= DIRECTIONS FOR THIS TASK =
Exactly repeat the material, dropping only the pictures.

# # # # # # #

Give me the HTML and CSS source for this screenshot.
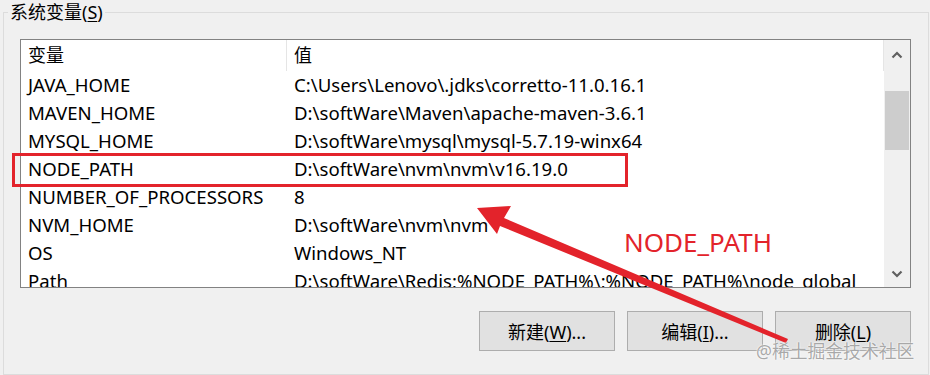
FILE: index.html
```html
<!DOCTYPE html>
<html>
  <head>
    <title>系统变量</title>
    <link rel="stylesheet" href="styles.css">
  </head>
  <body>
    <fieldset class="group">
      <legend class="group-title">系统变量(<u>S</u>)</legend>

      <div class="list">
        <div class="list-body">
          <div class="row header">
            <div class="cell">变量</div>
            <div class="cell">值</div>
          </div>
          <div class="row"><div class="cell">JAVA_HOME</div><div class="cell">C:\Users\Lenovo\.jdks\corretto-11.0.16.1</div></div>
          <div class="row"><div class="cell">MAVEN_HOME</div><div class="cell">D:\softWare\Maven\apache-maven-3.6.1</div></div>
          <div class="row"><div class="cell">MYSQL_HOME</div><div class="cell">D:\softWare\mysql\mysql-5.7.19-winx64</div></div>
          <div class="row"><div class="cell">NODE_PATH</div><div class="cell">D:\softWare\nvm\nvm\v16.19.0</div></div>
          <div class="row"><div class="cell">NUMBER_OF_PROCESSORS</div><div class="cell">8</div></div>
          <div class="row"><div class="cell">NVM_HOME</div><div class="cell">D:\softWare\nvm\nvm</div></div>
          <div class="row"><div class="cell">OS</div><div class="cell">Windows_NT</div></div>
          <div class="row"><div class="cell">Path</div><div class="cell">D:\softWare\Redis;%NODE_PATH%\;%NODE_PATH%\node_global</div></div>
        </div>
        <div class="scrollbar">
          <div class="scroll-btn">
            <svg width="12" height="8" viewBox="0 0 12 8"><polyline points="1.5,6.5 6,2 10.5,6.5" fill="none" stroke="#606060" stroke-width="2.2"/></svg>
          </div>
          <div class="scroll-track">
            <div class="scroll-thumb"></div>
          </div>
          <div class="scroll-btn down">
            <svg width="12" height="8" viewBox="0 0 12 8"><polyline points="1.5,1.5 6,6 10.5,1.5" fill="none" stroke="#606060" stroke-width="2.2"/></svg>
          </div>
        </div>
      </div>

      <div class="actions">
        <button class="button">新建(<u>W</u>)...</button>
        <button class="button">编辑(<u>I</u>)...</button>
        <button class="button">删除(<u>L</u>)</button>
      </div>
    </fieldset>

    <!-- annotations drawn over the dialog -->
    <div class="mark-box"></div>
    <div class="mark-label">NODE_PATH</div>
    <svg class="mark-arrow" width="930" height="375" viewBox="0 0 930 375">
      <polygon points="477,208 511,206 504,218 788,339 786,343 500,226 497,234" fill="#e3232b"/>
    </svg>
    <div class="watermark">@稀土掘金技术社区</div>
  </body>
</html>
```

FILE: styles.css
```css
:root {
  --bg: #f0f0f0;
  --frame: #dcdcdc;
  --list-border: #828282;
  --button-bg: #e1e1e1;
  --button-border: #adadad;
  --mark: #e3232b;
}

body {
  width: 930px;
  height: 375px;
  margin: 0;
  overflow: hidden;
  position: relative;
  background: var(--bg);
  color: #000;
  font-family: 'Noto Sans', 'Noto Sans CJK SC', sans-serif;
  font-size: 18px;
}

.group {
  margin: 1px 1px 0 3px;
  padding: 0 17px 23px 16px;
  border: 1px solid var(--frame);
  min-width: 0;
}

.group-title {
  margin-left: -12px;
  padding: 0 2px;
  line-height: 22px;
}

.group-title u,
.button u {
  text-underline-offset: 2px;
}

.list {
  margin-top: 16px;
  height: 247px;
  display: flex;
  background: #fff;
  border: 1px solid var(--list-border);
}

.list-body {
  flex: 1;
  min-width: 0;
  overflow: hidden;
}

.row {
  display: grid;
  grid-template-columns: 266px 1fr;
  height: 28px;
  line-height: 28px;
  font-size: 18.6px;
  white-space: nowrap;
}

.cell {
  padding-left: 7px;
  overflow: hidden;
}

.row.header {
  height: 31px;
  line-height: 30px;
  font-size: 18px;
}

.row.header .cell {
  border-right: 1px solid #e5e5e5;
}

.scrollbar {
  width: 26px;
  display: flex;
  flex-direction: column;
  background: var(--bg);
}

.scroll-btn {
  height: 30px;
  display: flex;
  align-items: center;
  justify-content: center;
}

.scroll-btn.down {
  padding-top: 4px;
  box-sizing: border-box;
}

.scroll-track {
  flex: 1;
  padding: 21px 1px 0;
}

.scroll-thumb {
  height: 59px;
  background: #cdcdcd;
}

.actions {
  display: flex;
  justify-content: flex-end;
  gap: 12px;
  margin-top: 23px;
}

.button {
  width: 136px;
  height: 40px;
  padding: 0;
  background: var(--button-bg);
  border: 1px solid var(--button-border);
  font-family: inherit;
  font-size: 18px;
  color: #000;
}

/* Annotation overlays */
.mark-box {
  position: absolute;
  left: 12px;
  top: 153px;
  width: 610px;
  height: 28px;
  border: 3px solid var(--mark);
}

.mark-label {
  position: absolute;
  left: 624px;
  top: 224px;
  font-size: 26px;
  line-height: 36px;
  color: var(--mark);
}

.mark-arrow {
  position: absolute;
  left: 0;
  top: 0;
  pointer-events: none;
}

.watermark {
  position: absolute;
  left: 756px;
  top: 339px;
  font-size: 17.8px;
  line-height: 24px;
  color: rgba(140, 140, 140, 0.75);
  text-shadow: 0 0 2px #fff, 0 0 1px #fff;
}
```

# # # # # # #

= FINISHED EXERCISE =
Give me the HTML and CSS source for this screenshot.
FILE: index.html
```html
<!DOCTYPE html>
<html>
  <head>
    <title>系统变量</title>
    <link rel="stylesheet" href="styles.css">
  </head>
  <body>
    <fieldset class="group">
      <legend class="group-title">系统变量(<u>S</u>)</legend>

      <div class="list">
        <div class="list-body">
          <div class="row header">
            <div class="cell">变量</div>
            <div class="cell">值</div>
          </div>
          <div class="row"><div class="cell">JAVA_HOME</div><div class="cell">C:\Users\Lenovo\.jdks\corretto-11.0.16.1</div></div>
          <div class="row"><div class="cell">MAVEN_HOME</div><div class="cell">D:\softWare\Maven\apache-maven-3.6.1</div></div>
          <div class="row"><div class="cell">MYSQL_HOME</div><div class="cell">D:\softWare\mysql\mysql-5.7.19-winx64</div></div>
          <div class="row"><div class="cell">NODE_PATH</div><div class="cell">D:\softWare\nvm\nvm\v16.19.0</div></div>
          <div class="row"><div class="cell">NUMBER_OF_PROCESSORS</div><div class="cell">8</div></div>
          <div class="row"><div class="cell">NVM_HOME</div><div class="cell">D:\softWare\nvm\nvm</div></div>
          <div class="row"><div class="cell">OS</div><div class="cell">Windows_NT</div></div>
          <div class="row"><div class="cell">Path</div><div class="cell">D:\softWare\Redis;%NODE_PATH%\;%NODE_PATH%\node_global</div></div>
        </div>
        <div class="scrollbar">
          <div class="scroll-btn">
            <svg width="12" height="8" viewBox="0 0 12 8"><polyline points="1.5,6.5 6,2 10.5,6.5" fill="none" stroke="#606060" stroke-width="2.2"/></svg>
          </div>
          <div class="scroll-track">
            <div class="scroll-thumb"></div>
          </div>
          <div class="scroll-btn down">
            <svg width="12" height="8" viewBox="0 0 12 8"><polyline points="1.5,1.5 6,6 10.5,1.5" fill="none" stroke="#606060" stroke-width="2.2"/></svg>
          </div>
        </div>
      </div>

      <div class="actions">
        <button class="button">新建(<u>W</u>)...</button>
        <button class="button">编辑(<u>I</u>)...</button>
        <button class="button">删除(<u>L</u>)</button>
      </div>
    </fieldset>

    <!-- annotations drawn over the dialog -->
    <div class="mark-box"></div>
    <div class="mark-label">NODE_PATH</div>
    <svg class="mark-arrow" width="930" height="375" viewBox="0 0 930 375">
      <polygon points="477,208 511,206 504,218 788,339 786,343 500,226 497,234" fill="#e3232b"/>
    </svg>
    <div class="watermark">@稀土掘金技术社区</div>
  </body>
</html>
```

FILE: styles.css
```css
:root {
  --bg: #f0f0f0;
  --frame: #dcdcdc;
  --list-border: #828282;
  --button-bg: #e1e1e1;
  --button-border: #adadad;
  --mark: #e3232b;
}

body {
  width: 930px;
  height: 375px;
  margin: 0;
  overflow: hidden;
  position: relative;
  background: var(--bg);
  color: #000;
  font-family: 'Noto Sans', 'Noto Sans CJK SC', sans-serif;
  font-size: 18px;
}

.group {
  margin: 1px 1px 0 3px;
  padding: 0 17px 23px 16px;
  border: 1px solid var(--frame);
  min-width: 0;
}

.group-title {
  margin-left: -12px;
  padding: 0 2px;
  line-height: 22px;
}

.group-title u,
.button u {
  text-underline-offset: 2px;
}

.list {
  margin-top: 16px;
  height: 247px;
  display: flex;
  background: #fff;
  border: 1px solid var(--list-border);
}

.list-body {
  flex: 1;
  min-width: 0;
  overflow: hidden;
}

.row {
  display: grid;
  grid-template-columns: 266px 1fr;
  height: 28px;
  line-height: 28px;
  font-size: 18.6px;
  white-space: nowrap;
}

.cell {
  padding-left: 7px;
  overflow: hidden;
}

.row.header {
  height: 31px;
  line-height: 30px;
  font-size: 18px;
}

.row.header .cell {
  border-right: 1px solid #e5e5e5;
}

.scrollbar {
  width: 26px;
  display: flex;
  flex-direction: column;
  background: var(--bg);
}

.scroll-btn {
  height: 30px;
  display: flex;
  align-items: center;
  justify-content: center;
}

.scroll-btn.down {
  padding-top: 4px;
  box-sizing: border-box;
}

.scroll-track {
  flex: 1;
  padding: 21px 1px 0;
}

.scroll-thumb {
  height: 59px;
  background: #cdcdcd;
}

.actions {
  display: flex;
  justify-content: flex-end;
  gap: 12px;
  margin-top: 23px;
}

.button {
  width: 136px;
  height: 40px;
  padding: 0;
  background: var(--button-bg);
  border: 1px solid var(--button-border);
  font-family: inherit;
  font-size: 18px;
  color: #000;
}

/* Annotation overlays */
.mark-box {
  position: absolute;
  left: 12px;
  top: 153px;
  width: 610px;
  height: 28px;
  border: 3px solid var(--mark);
}

.mark-label {
  position: absolute;
  left: 624px;
  top: 224px;
  font-size: 26px;
  line-height: 36px;
  color: var(--mark);
}

.mark-arrow {
  position: absolute;
  left: 0;
  top: 0;
  pointer-events: none;
}

.watermark {
  position: absolute;
  left: 756px;
  top: 339px;
  font-size: 17.8px;
  line-height: 24px;
  color: rgba(140, 140, 140, 0.75);
  text-shadow: 0 0 2px #fff, 0 0 1px #fff;
}
```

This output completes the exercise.